Portions of the document also exhort regional commanders to bolster their local defenses by stepping up training for fire brigades and organizing local war veteran associations.

 

According to the document, the junta has also issued small arms and provided platoon-level training for members of its pseudo-political organization the Union Solidarity and Development Association.

 

Most analysts and Burma watchers believe that a direct US invasion of Burma is unlikely, but the country’s top generals betray in the document their lingering paranoia and an obsession with security—an issue that has traditionally been used to justify the strengthening of Burma’s armed forces.

 

No available official data exists on the junta’s defense spending, but western defense analysts and independent reports indicate that levels have now reached as much as US $1 billion. The sale of oil and gas to energy-hungry neighbors has produced large cash reserves that could potentially fund further expansion of the country’s armed forces.

 

In the years following independence in 1948, the Burmese military was poorly funded, ill-trained and faced significant armed opposition from ethnic and political insurgents. Perhaps its greatest challenges came from the CIA-backed Kuomintang forces in northern Burma and the China-backed Communist Party of Burma.

 

To combat growing instability, the military began to expand in the 1950s and particularly following Gen Ne Win’s military coup in 1962. Burma has purchased weapons from a variety of sources, including India, Pakistan, Israel, France, Italy, Poland, Germany and Yugoslavia.
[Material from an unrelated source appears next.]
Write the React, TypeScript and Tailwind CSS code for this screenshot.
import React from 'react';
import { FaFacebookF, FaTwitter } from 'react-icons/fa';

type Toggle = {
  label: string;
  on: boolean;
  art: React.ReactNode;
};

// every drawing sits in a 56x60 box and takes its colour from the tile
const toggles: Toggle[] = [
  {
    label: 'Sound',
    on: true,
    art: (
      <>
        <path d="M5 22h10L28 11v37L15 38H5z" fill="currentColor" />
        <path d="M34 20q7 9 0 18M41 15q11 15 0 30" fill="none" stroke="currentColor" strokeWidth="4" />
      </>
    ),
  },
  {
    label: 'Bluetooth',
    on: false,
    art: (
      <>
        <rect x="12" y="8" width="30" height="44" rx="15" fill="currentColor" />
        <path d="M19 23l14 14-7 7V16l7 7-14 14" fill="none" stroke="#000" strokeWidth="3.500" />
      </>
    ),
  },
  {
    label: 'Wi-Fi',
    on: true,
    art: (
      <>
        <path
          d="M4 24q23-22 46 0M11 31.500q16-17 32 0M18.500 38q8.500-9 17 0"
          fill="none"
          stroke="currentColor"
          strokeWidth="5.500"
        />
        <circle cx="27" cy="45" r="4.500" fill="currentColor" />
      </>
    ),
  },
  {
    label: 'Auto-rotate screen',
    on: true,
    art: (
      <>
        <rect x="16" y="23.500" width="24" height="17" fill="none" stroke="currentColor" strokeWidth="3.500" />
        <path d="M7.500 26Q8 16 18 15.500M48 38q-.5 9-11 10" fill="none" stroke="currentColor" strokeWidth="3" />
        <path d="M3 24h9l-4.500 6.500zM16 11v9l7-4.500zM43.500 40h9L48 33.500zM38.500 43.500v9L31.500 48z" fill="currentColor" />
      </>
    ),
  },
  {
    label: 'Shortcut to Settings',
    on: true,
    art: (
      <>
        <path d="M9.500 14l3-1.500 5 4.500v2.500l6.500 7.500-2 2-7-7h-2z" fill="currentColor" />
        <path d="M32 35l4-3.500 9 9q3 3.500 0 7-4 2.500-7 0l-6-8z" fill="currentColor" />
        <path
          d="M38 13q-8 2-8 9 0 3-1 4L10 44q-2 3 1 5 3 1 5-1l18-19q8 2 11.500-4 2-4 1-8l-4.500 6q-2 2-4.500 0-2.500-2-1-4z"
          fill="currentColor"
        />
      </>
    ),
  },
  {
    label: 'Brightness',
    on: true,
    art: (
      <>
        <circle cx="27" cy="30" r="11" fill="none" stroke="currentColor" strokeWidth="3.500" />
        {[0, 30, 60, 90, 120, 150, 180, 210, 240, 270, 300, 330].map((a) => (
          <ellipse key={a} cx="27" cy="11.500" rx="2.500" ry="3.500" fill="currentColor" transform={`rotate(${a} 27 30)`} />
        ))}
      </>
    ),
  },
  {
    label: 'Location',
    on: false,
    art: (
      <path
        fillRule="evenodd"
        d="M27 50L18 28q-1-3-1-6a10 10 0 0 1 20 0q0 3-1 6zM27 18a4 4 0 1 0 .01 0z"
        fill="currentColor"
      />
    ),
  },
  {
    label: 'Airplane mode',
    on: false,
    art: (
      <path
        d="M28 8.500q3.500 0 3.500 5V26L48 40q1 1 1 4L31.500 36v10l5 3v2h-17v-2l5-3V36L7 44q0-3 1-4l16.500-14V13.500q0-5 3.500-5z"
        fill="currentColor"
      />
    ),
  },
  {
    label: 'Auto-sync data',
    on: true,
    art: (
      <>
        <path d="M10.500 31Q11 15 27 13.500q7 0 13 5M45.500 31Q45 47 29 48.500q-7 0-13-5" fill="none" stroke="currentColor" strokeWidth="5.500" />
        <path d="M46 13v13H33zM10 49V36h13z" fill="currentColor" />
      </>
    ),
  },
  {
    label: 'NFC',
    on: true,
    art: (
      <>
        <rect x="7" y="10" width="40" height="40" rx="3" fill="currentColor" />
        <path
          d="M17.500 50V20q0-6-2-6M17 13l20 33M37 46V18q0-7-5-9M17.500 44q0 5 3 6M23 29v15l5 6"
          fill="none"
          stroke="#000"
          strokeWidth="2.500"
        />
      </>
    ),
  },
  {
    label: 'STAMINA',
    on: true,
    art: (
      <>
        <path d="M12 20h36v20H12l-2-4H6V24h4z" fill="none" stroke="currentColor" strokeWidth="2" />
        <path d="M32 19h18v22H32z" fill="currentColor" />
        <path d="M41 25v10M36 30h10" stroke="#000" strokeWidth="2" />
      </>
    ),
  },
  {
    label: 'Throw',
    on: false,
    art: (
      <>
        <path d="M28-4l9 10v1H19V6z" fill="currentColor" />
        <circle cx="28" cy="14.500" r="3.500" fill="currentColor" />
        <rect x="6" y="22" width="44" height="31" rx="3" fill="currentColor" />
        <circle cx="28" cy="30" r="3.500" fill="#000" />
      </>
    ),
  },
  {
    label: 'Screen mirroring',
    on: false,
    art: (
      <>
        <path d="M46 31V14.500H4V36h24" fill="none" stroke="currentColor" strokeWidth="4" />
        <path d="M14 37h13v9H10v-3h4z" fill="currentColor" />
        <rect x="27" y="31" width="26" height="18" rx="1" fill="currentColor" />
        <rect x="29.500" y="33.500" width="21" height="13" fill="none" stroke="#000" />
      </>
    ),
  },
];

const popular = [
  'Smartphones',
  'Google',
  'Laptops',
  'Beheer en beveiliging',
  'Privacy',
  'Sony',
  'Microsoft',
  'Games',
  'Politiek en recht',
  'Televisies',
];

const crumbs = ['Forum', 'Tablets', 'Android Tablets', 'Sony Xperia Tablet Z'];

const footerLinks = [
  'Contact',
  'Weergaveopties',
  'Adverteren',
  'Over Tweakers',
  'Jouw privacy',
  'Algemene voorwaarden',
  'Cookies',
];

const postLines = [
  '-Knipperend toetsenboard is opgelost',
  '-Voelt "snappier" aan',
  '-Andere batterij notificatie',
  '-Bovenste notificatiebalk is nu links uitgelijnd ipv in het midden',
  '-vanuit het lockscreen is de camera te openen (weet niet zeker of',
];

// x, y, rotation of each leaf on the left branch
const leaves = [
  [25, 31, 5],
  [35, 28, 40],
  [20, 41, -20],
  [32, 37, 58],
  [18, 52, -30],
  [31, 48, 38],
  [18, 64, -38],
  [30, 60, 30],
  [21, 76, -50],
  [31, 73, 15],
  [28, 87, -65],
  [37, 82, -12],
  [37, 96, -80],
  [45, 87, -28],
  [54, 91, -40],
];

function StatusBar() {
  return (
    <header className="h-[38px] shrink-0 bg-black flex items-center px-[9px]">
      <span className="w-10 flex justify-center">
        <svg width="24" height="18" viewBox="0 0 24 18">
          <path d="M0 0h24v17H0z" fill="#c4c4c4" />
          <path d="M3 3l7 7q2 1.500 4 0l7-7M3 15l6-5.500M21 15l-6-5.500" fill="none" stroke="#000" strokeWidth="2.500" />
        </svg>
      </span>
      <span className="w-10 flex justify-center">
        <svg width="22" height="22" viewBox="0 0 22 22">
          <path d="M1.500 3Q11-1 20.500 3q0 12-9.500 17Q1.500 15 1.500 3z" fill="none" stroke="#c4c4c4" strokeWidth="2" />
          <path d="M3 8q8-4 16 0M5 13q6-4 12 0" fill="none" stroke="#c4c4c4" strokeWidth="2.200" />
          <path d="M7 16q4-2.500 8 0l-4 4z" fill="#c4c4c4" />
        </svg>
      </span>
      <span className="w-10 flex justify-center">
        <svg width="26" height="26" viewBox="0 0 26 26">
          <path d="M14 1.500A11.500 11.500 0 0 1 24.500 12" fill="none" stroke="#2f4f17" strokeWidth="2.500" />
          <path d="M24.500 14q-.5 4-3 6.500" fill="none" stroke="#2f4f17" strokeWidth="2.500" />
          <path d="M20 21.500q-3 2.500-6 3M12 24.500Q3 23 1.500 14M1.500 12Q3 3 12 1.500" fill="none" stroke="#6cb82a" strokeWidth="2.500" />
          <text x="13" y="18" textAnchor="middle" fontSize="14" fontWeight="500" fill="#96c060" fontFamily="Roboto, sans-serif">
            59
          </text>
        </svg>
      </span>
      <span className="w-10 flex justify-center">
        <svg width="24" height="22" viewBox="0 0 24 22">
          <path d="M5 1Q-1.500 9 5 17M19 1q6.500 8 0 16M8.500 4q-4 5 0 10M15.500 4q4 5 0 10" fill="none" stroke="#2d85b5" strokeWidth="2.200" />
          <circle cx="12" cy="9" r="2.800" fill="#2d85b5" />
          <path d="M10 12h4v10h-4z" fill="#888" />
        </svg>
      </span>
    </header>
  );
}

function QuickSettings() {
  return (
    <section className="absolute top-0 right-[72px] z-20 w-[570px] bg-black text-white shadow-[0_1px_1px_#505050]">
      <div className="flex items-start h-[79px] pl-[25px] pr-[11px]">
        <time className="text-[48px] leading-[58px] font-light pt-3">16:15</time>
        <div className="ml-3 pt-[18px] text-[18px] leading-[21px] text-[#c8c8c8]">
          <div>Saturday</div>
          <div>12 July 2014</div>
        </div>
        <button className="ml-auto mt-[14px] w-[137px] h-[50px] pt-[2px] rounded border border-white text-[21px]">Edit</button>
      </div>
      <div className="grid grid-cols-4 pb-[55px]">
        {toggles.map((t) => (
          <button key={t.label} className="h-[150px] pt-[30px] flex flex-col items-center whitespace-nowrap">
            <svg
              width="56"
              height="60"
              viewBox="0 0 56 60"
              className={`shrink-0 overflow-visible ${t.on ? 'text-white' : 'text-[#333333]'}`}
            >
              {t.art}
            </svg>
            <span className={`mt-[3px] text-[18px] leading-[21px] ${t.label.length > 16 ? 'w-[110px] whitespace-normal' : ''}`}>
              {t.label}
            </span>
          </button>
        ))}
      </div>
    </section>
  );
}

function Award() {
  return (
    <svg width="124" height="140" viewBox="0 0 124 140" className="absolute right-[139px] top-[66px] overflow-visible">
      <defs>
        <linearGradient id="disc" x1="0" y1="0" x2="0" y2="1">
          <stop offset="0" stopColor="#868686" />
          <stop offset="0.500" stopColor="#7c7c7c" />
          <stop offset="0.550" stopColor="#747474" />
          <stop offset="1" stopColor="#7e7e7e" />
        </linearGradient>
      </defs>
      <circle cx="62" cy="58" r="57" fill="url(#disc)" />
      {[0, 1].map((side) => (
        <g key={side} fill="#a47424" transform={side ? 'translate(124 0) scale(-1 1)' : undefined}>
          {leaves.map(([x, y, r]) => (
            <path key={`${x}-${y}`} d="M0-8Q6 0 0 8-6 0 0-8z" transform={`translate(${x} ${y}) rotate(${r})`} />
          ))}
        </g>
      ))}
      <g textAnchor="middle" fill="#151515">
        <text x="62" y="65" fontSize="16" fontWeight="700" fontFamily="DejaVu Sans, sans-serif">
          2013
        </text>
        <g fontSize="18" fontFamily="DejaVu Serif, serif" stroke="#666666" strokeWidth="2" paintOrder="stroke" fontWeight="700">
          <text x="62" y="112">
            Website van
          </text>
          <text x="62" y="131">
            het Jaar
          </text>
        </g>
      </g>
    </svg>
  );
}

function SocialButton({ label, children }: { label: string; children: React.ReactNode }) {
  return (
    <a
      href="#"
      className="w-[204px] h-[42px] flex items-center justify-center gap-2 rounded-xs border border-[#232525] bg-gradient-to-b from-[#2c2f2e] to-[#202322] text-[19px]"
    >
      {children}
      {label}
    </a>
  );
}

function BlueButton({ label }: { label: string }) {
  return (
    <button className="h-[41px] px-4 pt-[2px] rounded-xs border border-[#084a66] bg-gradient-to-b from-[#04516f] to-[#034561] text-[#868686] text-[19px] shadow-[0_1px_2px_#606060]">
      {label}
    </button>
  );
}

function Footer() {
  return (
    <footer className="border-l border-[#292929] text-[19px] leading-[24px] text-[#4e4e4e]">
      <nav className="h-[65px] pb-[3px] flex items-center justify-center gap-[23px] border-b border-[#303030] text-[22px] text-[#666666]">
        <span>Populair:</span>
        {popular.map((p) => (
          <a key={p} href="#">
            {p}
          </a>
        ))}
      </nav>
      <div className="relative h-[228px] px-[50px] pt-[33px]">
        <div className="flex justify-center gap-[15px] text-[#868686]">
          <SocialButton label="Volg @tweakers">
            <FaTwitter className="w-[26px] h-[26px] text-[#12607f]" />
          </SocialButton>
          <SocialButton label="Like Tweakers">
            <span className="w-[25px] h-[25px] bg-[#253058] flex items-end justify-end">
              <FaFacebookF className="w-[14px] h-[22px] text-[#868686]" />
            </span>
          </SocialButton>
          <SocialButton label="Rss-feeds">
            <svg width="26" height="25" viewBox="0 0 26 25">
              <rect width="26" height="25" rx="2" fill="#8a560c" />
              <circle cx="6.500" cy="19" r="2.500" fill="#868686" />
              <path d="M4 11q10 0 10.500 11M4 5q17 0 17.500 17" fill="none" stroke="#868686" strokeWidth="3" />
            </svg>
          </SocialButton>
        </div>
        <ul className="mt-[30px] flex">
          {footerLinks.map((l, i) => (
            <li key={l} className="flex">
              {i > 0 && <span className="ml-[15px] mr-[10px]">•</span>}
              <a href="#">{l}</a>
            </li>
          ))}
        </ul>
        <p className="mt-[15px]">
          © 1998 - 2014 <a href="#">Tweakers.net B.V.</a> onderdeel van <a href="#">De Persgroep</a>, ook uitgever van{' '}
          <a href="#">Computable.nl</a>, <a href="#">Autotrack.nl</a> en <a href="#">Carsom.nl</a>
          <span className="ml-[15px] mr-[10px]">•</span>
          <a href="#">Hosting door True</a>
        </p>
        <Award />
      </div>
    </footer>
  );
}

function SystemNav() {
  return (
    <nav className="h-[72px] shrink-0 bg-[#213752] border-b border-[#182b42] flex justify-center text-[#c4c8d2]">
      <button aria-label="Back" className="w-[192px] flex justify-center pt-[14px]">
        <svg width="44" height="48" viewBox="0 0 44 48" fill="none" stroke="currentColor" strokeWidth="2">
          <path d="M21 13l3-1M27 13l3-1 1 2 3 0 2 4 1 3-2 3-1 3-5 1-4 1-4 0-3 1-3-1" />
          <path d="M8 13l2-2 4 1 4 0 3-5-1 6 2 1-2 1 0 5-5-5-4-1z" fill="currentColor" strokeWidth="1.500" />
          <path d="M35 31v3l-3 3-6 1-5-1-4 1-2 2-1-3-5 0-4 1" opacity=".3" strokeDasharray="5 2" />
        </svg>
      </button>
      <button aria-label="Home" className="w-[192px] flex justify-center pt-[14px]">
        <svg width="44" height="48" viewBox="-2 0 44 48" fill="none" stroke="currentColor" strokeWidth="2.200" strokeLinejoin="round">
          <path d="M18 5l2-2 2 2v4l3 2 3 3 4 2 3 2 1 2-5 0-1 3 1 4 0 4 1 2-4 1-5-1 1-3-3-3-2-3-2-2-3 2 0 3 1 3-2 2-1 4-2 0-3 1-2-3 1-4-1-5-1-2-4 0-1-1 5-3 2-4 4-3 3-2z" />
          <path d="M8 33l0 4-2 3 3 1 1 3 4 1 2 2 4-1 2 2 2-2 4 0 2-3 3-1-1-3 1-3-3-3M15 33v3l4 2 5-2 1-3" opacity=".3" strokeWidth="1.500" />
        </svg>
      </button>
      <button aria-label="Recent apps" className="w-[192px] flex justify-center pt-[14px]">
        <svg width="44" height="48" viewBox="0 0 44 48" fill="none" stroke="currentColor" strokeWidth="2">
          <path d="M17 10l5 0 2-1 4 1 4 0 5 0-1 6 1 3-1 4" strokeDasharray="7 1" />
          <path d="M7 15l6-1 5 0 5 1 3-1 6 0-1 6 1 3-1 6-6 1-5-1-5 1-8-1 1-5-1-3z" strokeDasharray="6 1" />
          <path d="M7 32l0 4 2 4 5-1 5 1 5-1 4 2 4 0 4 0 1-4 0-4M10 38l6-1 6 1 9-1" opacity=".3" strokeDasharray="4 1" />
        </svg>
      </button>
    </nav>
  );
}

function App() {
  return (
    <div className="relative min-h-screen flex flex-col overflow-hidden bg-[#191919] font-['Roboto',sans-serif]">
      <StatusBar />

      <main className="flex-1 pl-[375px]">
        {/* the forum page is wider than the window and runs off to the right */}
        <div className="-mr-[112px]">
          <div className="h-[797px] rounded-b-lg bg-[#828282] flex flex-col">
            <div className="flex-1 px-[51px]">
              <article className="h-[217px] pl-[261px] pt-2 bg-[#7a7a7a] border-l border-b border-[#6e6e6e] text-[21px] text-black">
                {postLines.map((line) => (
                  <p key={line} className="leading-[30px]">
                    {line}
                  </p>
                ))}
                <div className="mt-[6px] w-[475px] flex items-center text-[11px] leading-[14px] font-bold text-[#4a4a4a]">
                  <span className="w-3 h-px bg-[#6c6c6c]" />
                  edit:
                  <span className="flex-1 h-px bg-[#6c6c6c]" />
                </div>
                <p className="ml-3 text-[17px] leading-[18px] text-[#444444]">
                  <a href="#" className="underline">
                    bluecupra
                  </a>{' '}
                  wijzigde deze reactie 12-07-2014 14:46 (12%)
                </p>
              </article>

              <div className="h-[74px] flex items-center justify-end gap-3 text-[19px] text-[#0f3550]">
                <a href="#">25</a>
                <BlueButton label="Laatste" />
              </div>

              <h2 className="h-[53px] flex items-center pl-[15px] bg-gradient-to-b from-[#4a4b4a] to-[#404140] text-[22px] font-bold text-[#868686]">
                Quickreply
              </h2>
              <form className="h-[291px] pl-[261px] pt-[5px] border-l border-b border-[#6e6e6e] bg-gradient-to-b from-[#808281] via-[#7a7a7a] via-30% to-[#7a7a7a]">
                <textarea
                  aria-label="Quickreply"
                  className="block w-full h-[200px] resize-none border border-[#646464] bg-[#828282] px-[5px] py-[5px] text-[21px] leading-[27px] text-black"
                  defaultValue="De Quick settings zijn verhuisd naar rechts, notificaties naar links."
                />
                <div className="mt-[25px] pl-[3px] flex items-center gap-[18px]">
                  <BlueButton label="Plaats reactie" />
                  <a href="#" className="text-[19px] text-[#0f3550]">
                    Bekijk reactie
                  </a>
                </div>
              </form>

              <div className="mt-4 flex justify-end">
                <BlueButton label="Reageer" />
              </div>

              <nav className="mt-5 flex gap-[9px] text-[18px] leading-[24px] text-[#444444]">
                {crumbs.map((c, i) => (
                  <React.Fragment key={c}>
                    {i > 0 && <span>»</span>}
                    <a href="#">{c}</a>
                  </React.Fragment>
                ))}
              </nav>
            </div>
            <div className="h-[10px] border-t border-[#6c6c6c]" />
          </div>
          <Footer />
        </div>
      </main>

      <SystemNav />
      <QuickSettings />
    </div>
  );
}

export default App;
It also received smaller-scale pre-sanctions assistance from the US and UK, though successive government leaders would spurn any further assistance from these sources.

 

Having acquired equipment to outfit the country’s fledgling air force and navy, Burma’s war machines fell into disrepair in the years leading up to 1988. Warships were incapable of maintaining effective coastal security, and many of the country’s jet fighters could no longer fly.